Rabbimiz bu ayetlerde cennet hayatının mahiyetini Hz. Ademe (as) açıkladıktan sonra, eğer meyveyi yer; yani zürriyetini almayı tercih ederse cennetten dünya hayatı mertebesine indirileceğini ve düşmanı olan İblis’i açıklamıştır. Demek, yasak meyvenin bütün insanlığın nesli olduğu meselesi Hz. Âdem (as) ve Hz. Havva, melekler ve hatta İblis tarafından bilinmekteydi.
Hz. Adem (as) ve Hz. Havva insanlık tohumları hükmündeki zürriyetini alarak dünyaya inme yönünde tercih yapmış ve ceza olarak yeryüzüne indirilmiştir. Yani kendi nefsinin lezzetleri yerine, evlâtlarının kabiliyetlerinin inkişafı için (Zürriyetleri arasında nice peygamberler, evliyalar, sıdıklar vardır.) dünya hayatının sıkıntılarını kabul etmiştir. Tövbe ve istiğfarları, dua ve tevekkülleri ile bütün insanlığa örnek olmuşlardır.
Hülasa
Hz. Meryem sabrı, duası, tevekkülü ve şefkati ile örnek bir kul, kadın ve anne modelidir.

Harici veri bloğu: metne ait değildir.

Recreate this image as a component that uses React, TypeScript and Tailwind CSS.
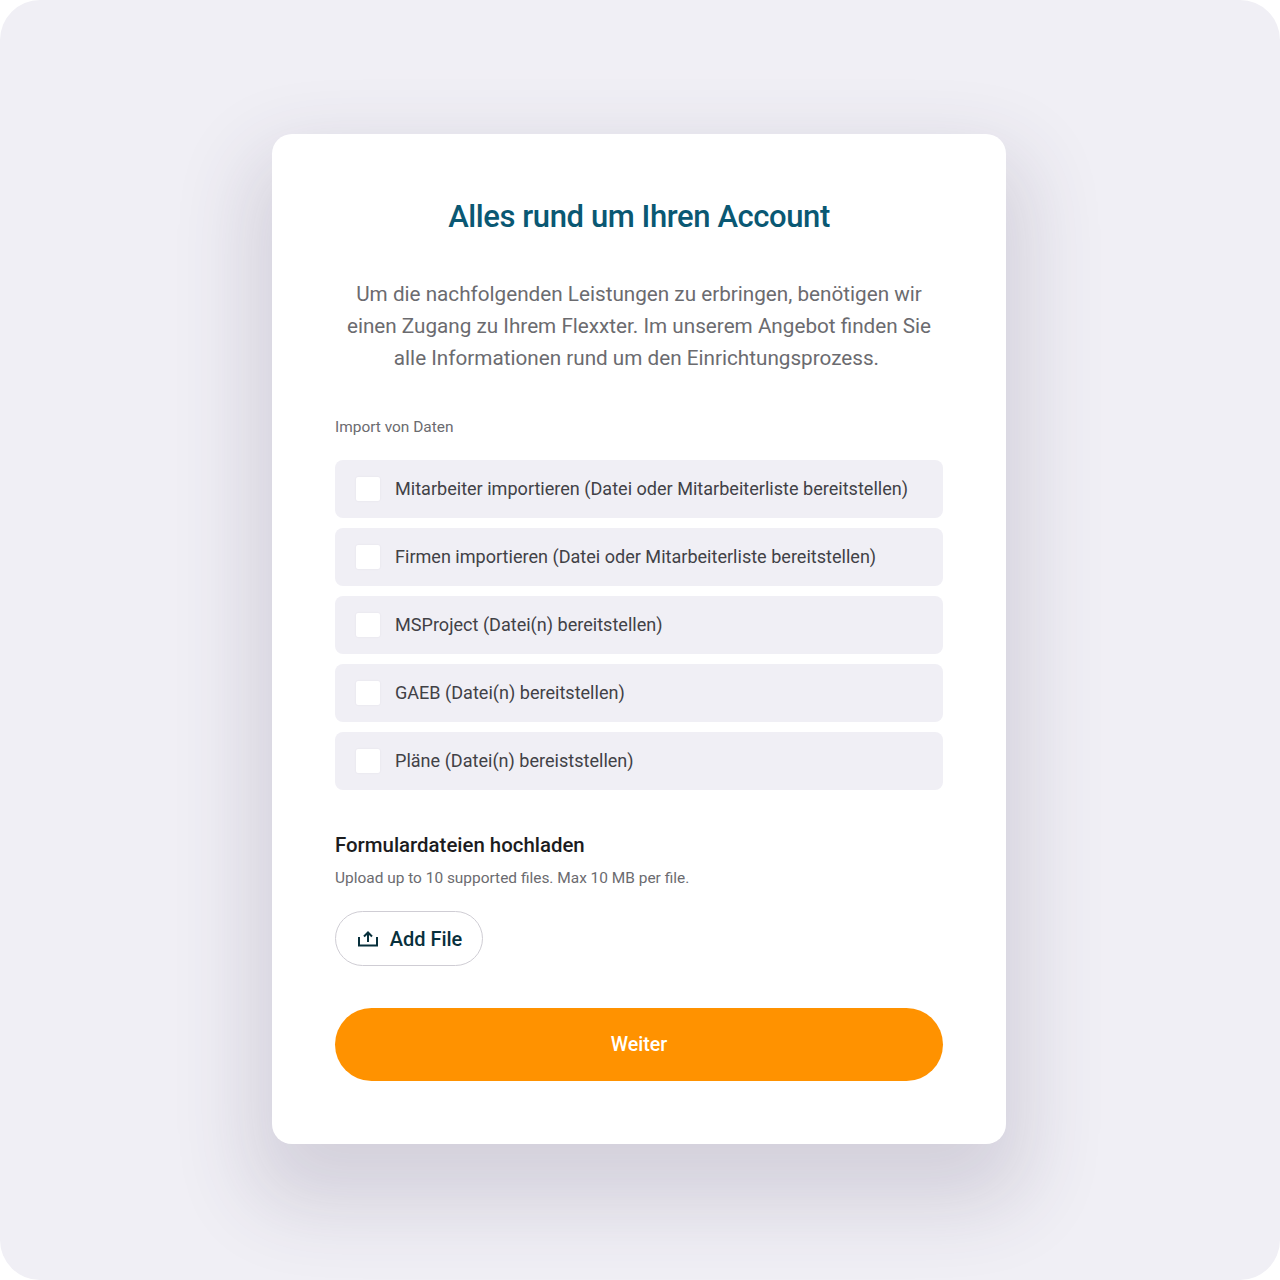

İlk kadın, ilk anne, ilk eş olan Hz. Havva ise eşi ile birlikte evini bir nevi cennet haline getiirmiş, yeryüzünü mabed merkezli imar edip, çocuklarına vahiy hakikatlerini öğretmişlerdir. Duaları ve günahlardan tövbeleri ile insanoğluna örnek olmuşlardır.
Hz. Havva ve Hz. Meryem’e selam olsun!